Given task:
Transcribe all of the material exactly. Any picture in it should be left out.

Data lines:
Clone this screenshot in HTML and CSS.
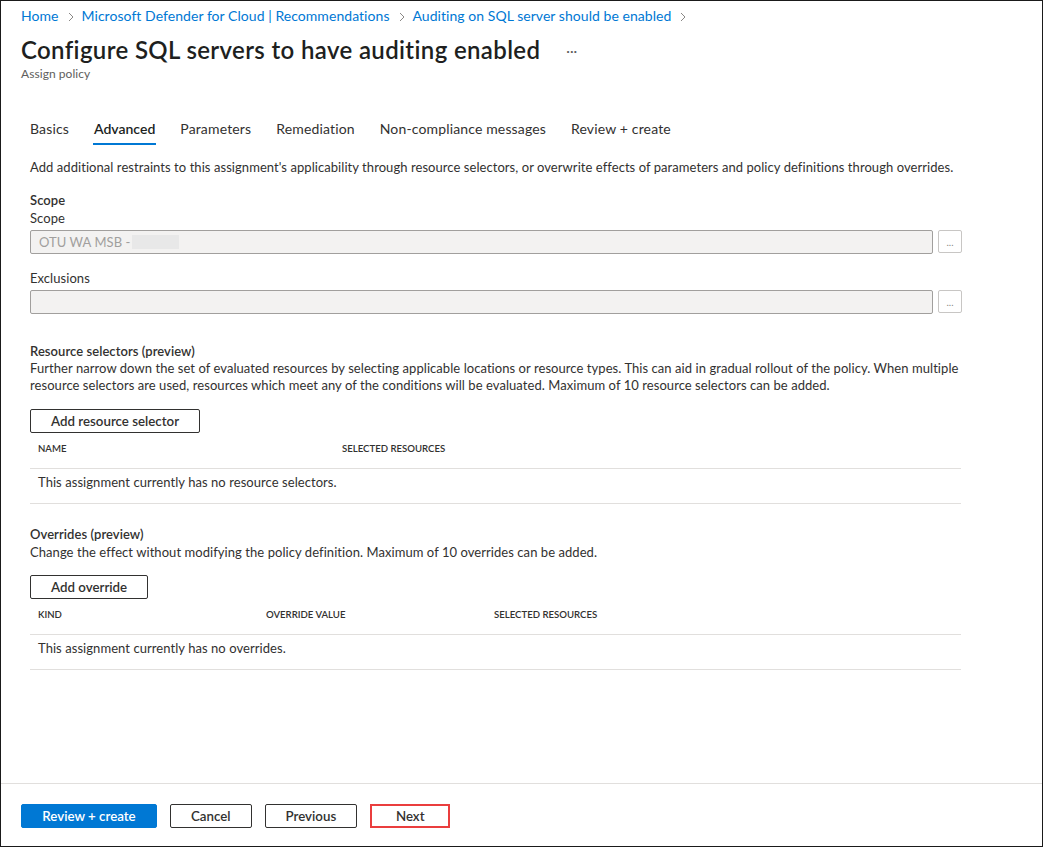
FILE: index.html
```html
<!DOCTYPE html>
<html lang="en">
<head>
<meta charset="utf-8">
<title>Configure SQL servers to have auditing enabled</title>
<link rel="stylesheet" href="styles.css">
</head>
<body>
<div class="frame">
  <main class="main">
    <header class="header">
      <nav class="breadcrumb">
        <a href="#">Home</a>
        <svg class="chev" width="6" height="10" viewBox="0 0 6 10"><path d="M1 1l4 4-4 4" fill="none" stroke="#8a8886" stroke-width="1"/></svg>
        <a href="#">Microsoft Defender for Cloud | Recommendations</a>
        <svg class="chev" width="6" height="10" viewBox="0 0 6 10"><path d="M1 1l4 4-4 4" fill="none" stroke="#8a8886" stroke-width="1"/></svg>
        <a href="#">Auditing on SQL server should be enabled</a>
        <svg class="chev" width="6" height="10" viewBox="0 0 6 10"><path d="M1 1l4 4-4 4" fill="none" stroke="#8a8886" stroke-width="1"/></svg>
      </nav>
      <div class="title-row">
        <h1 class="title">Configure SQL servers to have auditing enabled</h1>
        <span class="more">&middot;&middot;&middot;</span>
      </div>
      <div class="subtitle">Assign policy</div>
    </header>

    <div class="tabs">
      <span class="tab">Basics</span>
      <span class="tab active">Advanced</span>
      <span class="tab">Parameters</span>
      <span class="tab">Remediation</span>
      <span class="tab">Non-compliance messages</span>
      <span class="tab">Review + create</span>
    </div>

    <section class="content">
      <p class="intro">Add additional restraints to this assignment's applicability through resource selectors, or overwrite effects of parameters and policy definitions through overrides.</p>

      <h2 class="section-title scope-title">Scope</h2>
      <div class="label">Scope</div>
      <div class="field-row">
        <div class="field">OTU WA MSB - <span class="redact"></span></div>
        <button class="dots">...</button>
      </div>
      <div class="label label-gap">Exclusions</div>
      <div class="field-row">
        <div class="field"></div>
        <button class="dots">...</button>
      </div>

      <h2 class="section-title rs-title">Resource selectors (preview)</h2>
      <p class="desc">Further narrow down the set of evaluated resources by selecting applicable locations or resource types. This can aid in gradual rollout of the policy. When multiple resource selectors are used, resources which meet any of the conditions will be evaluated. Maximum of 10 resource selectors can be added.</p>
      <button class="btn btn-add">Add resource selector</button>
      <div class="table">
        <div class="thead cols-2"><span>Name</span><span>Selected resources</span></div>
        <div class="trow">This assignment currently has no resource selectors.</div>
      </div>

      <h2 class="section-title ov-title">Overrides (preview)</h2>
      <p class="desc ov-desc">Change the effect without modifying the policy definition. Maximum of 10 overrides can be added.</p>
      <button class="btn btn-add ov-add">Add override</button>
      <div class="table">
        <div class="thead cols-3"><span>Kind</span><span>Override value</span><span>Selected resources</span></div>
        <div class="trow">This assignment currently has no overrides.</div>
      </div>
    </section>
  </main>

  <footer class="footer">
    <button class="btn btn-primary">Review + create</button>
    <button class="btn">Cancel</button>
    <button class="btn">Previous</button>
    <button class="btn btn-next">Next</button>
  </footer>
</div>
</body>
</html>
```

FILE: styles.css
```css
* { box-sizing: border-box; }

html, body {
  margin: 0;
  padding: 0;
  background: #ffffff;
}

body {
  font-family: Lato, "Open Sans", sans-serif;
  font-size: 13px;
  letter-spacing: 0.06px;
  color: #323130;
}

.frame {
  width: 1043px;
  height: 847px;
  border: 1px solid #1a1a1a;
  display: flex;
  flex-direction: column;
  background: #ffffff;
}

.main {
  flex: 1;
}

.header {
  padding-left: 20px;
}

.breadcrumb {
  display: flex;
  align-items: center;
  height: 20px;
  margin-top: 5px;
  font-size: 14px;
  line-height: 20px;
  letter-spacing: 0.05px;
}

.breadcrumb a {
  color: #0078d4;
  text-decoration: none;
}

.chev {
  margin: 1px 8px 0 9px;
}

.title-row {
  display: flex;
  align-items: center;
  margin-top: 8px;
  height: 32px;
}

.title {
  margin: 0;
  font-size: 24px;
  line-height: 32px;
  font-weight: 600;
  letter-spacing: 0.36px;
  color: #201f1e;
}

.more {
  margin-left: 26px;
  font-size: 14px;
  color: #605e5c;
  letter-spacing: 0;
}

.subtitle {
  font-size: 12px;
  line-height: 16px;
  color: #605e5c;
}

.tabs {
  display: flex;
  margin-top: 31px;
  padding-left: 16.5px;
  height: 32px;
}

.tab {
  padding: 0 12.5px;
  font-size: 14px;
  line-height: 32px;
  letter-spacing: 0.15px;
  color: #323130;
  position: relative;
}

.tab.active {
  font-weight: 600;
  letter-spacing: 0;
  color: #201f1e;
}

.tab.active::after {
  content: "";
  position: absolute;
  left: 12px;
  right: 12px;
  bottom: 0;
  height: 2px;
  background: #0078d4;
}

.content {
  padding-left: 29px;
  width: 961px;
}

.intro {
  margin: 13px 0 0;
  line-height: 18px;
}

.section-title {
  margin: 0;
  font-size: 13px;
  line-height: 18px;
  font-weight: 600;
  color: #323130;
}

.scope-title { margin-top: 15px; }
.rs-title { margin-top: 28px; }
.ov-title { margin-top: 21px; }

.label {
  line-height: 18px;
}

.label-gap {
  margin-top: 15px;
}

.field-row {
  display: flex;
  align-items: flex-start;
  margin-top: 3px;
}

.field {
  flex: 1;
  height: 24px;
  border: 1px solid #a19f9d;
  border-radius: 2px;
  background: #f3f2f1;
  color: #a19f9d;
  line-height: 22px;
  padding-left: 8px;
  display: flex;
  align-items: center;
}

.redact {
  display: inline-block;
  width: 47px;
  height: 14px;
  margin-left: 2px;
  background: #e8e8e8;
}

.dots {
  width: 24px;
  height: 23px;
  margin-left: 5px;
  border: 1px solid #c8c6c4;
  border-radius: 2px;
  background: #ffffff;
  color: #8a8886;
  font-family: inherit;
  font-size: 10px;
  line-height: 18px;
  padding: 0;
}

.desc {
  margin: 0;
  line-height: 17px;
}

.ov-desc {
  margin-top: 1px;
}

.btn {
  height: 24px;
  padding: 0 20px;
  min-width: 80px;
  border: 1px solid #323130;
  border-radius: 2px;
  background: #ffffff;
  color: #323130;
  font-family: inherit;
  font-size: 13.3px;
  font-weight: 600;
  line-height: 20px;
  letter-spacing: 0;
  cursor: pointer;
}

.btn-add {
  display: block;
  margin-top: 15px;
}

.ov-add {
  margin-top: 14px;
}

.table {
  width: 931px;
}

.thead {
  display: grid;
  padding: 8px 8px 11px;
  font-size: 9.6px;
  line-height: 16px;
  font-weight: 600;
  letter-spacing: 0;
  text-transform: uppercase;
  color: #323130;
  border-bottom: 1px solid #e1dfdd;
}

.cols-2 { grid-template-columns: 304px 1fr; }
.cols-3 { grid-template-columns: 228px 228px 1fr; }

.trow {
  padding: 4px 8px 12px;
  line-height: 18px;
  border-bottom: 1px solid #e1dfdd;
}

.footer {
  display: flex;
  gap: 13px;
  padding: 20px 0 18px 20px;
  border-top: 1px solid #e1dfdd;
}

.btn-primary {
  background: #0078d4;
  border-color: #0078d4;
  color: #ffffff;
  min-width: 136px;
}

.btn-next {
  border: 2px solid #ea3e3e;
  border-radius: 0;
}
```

Response to the task:
Clone this screenshot in HTML and CSS.
FILE: index.html
```html
<!DOCTYPE html>
<html lang="en">
<head>
<meta charset="utf-8">
<title>Configure SQL servers to have auditing enabled</title>
<link rel="stylesheet" href="styles.css">
</head>
<body>
<div class="frame">
  <main class="main">
    <header class="header">
      <nav class="breadcrumb">
        <a href="#">Home</a>
        <svg class="chev" width="6" height="10" viewBox="0 0 6 10"><path d="M1 1l4 4-4 4" fill="none" stroke="#8a8886" stroke-width="1"/></svg>
        <a href="#">Microsoft Defender for Cloud | Recommendations</a>
        <svg class="chev" width="6" height="10" viewBox="0 0 6 10"><path d="M1 1l4 4-4 4" fill="none" stroke="#8a8886" stroke-width="1"/></svg>
        <a href="#">Auditing on SQL server should be enabled</a>
        <svg class="chev" width="6" height="10" viewBox="0 0 6 10"><path d="M1 1l4 4-4 4" fill="none" stroke="#8a8886" stroke-width="1"/></svg>
      </nav>
      <div class="title-row">
        <h1 class="title">Configure SQL servers to have auditing enabled</h1>
        <span class="more">&middot;&middot;&middot;</span>
      </div>
      <div class="subtitle">Assign policy</div>
    </header>

    <div class="tabs">
      <span class="tab">Basics</span>
      <span class="tab active">Advanced</span>
      <span class="tab">Parameters</span>
      <span class="tab">Remediation</span>
      <span class="tab">Non-compliance messages</span>
      <span class="tab">Review + create</span>
    </div>

    <section class="content">
      <p class="intro">Add additional restraints to this assignment's applicability through resource selectors, or overwrite effects of parameters and policy definitions through overrides.</p>

      <h2 class="section-title scope-title">Scope</h2>
      <div class="label">Scope</div>
      <div class="field-row">
        <div class="field">OTU WA MSB - <span class="redact"></span></div>
        <button class="dots">...</button>
      </div>
      <div class="label label-gap">Exclusions</div>
      <div class="field-row">
        <div class="field"></div>
        <button class="dots">...</button>
      </div>

      <h2 class="section-title rs-title">Resource selectors (preview)</h2>
      <p class="desc">Further narrow down the set of evaluated resources by selecting applicable locations or resource types. This can aid in gradual rollout of the policy. When multiple resource selectors are used, resources which meet any of the conditions will be evaluated. Maximum of 10 resource selectors can be added.</p>
      <button class="btn btn-add">Add resource selector</button>
      <div class="table">
        <div class="thead cols-2"><span>Name</span><span>Selected resources</span></div>
        <div class="trow">This assignment currently has no resource selectors.</div>
      </div>

      <h2 class="section-title ov-title">Overrides (preview)</h2>
      <p class="desc ov-desc">Change the effect without modifying the policy definition. Maximum of 10 overrides can be added.</p>
      <button class="btn btn-add ov-add">Add override</button>
      <div class="table">
        <div class="thead cols-3"><span>Kind</span><span>Override value</span><span>Selected resources</span></div>
        <div class="trow">This assignment currently has no overrides.</div>
      </div>
    </section>
  </main>

  <footer class="footer">
    <button class="btn btn-primary">Review + create</button>
    <button class="btn">Cancel</button>
    <button class="btn">Previous</button>
    <button class="btn btn-next">Next</button>
  </footer>
</div>
</body>
</html>
```

FILE: styles.css
```css
* { box-sizing: border-box; }

html, body {
  margin: 0;
  padding: 0;
  background: #ffffff;
}

body {
  font-family: Lato, "Open Sans", sans-serif;
  font-size: 13px;
  letter-spacing: 0.06px;
  color: #323130;
}

.frame {
  width: 1043px;
  height: 847px;
  border: 1px solid #1a1a1a;
  display: flex;
  flex-direction: column;
  background: #ffffff;
}

.main {
  flex: 1;
}

.header {
  padding-left: 20px;
}

.breadcrumb {
  display: flex;
  align-items: center;
  height: 20px;
  margin-top: 5px;
  font-size: 14px;
  line-height: 20px;
  letter-spacing: 0.05px;
}

.breadcrumb a {
  color: #0078d4;
  text-decoration: none;
}

.chev {
  margin: 1px 8px 0 9px;
}

.title-row {
  display: flex;
  align-items: center;
  margin-top: 8px;
  height: 32px;
}

.title {
  margin: 0;
  font-size: 24px;
  line-height: 32px;
  font-weight: 600;
  letter-spacing: 0.36px;
  color: #201f1e;
}

.more {
  margin-left: 26px;
  font-size: 14px;
  color: #605e5c;
  letter-spacing: 0;
}

.subtitle {
  font-size: 12px;
  line-height: 16px;
  color: #605e5c;
}

.tabs {
  display: flex;
  margin-top: 31px;
  padding-left: 16.5px;
  height: 32px;
}

.tab {
  padding: 0 12.5px;
  font-size: 14px;
  line-height: 32px;
  letter-spacing: 0.15px;
  color: #323130;
  position: relative;
}

.tab.active {
  font-weight: 600;
  letter-spacing: 0;
  color: #201f1e;
}

.tab.active::after {
  content: "";
  position: absolute;
  left: 12px;
  right: 12px;
  bottom: 0;
  height: 2px;
  background: #0078d4;
}

.content {
  padding-left: 29px;
  width: 961px;
}

.intro {
  margin: 13px 0 0;
  line-height: 18px;
}

.section-title {
  margin: 0;
  font-size: 13px;
  line-height: 18px;
  font-weight: 600;
  color: #323130;
}

.scope-title { margin-top: 15px; }
.rs-title { margin-top: 28px; }
.ov-title { margin-top: 21px; }

.label {
  line-height: 18px;
}

.label-gap {
  margin-top: 15px;
}

.field-row {
  display: flex;
  align-items: flex-start;
  margin-top: 3px;
}

.field {
  flex: 1;
  height: 24px;
  border: 1px solid #a19f9d;
  border-radius: 2px;
  background: #f3f2f1;
  color: #a19f9d;
  line-height: 22px;
  padding-left: 8px;
  display: flex;
  align-items: center;
}

.redact {
  display: inline-block;
  width: 47px;
  height: 14px;
  margin-left: 2px;
  background: #e8e8e8;
}

.dots {
  width: 24px;
  height: 23px;
  margin-left: 5px;
  border: 1px solid #c8c6c4;
  border-radius: 2px;
  background: #ffffff;
  color: #8a8886;
  font-family: inherit;
  font-size: 10px;
  line-height: 18px;
  padding: 0;
}

.desc {
  margin: 0;
  line-height: 17px;
}

.ov-desc {
  margin-top: 1px;
}

.btn {
  height: 24px;
  padding: 0 20px;
  min-width: 80px;
  border: 1px solid #323130;
  border-radius: 2px;
  background: #ffffff;
  color: #323130;
  font-family: inherit;
  font-size: 13.3px;
  font-weight: 600;
  line-height: 20px;
  letter-spacing: 0;
  cursor: pointer;
}

.btn-add {
  display: block;
  margin-top: 15px;
}

.ov-add {
  margin-top: 14px;
}

.table {
  width: 931px;
}

.thead {
  display: grid;
  padding: 8px 8px 11px;
  font-size: 9.6px;
  line-height: 16px;
  font-weight: 600;
  letter-spacing: 0;
  text-transform: uppercase;
  color: #323130;
  border-bottom: 1px solid #e1dfdd;
}

.cols-2 { grid-template-columns: 304px 1fr; }
.cols-3 { grid-template-columns: 228px 228px 1fr; }

.trow {
  padding: 4px 8px 12px;
  line-height: 18px;
  border-bottom: 1px solid #e1dfdd;
}

.footer {
  display: flex;
  gap: 13px;
  padding: 20px 0 18px 20px;
  border-top: 1px solid #e1dfdd;
}

.btn-primary {
  background: #0078d4;
  border-color: #0078d4;
  color: #ffffff;
  min-width: 136px;
}

.btn-next {
  border: 2px solid #ea3e3e;
  border-radius: 0;
}
```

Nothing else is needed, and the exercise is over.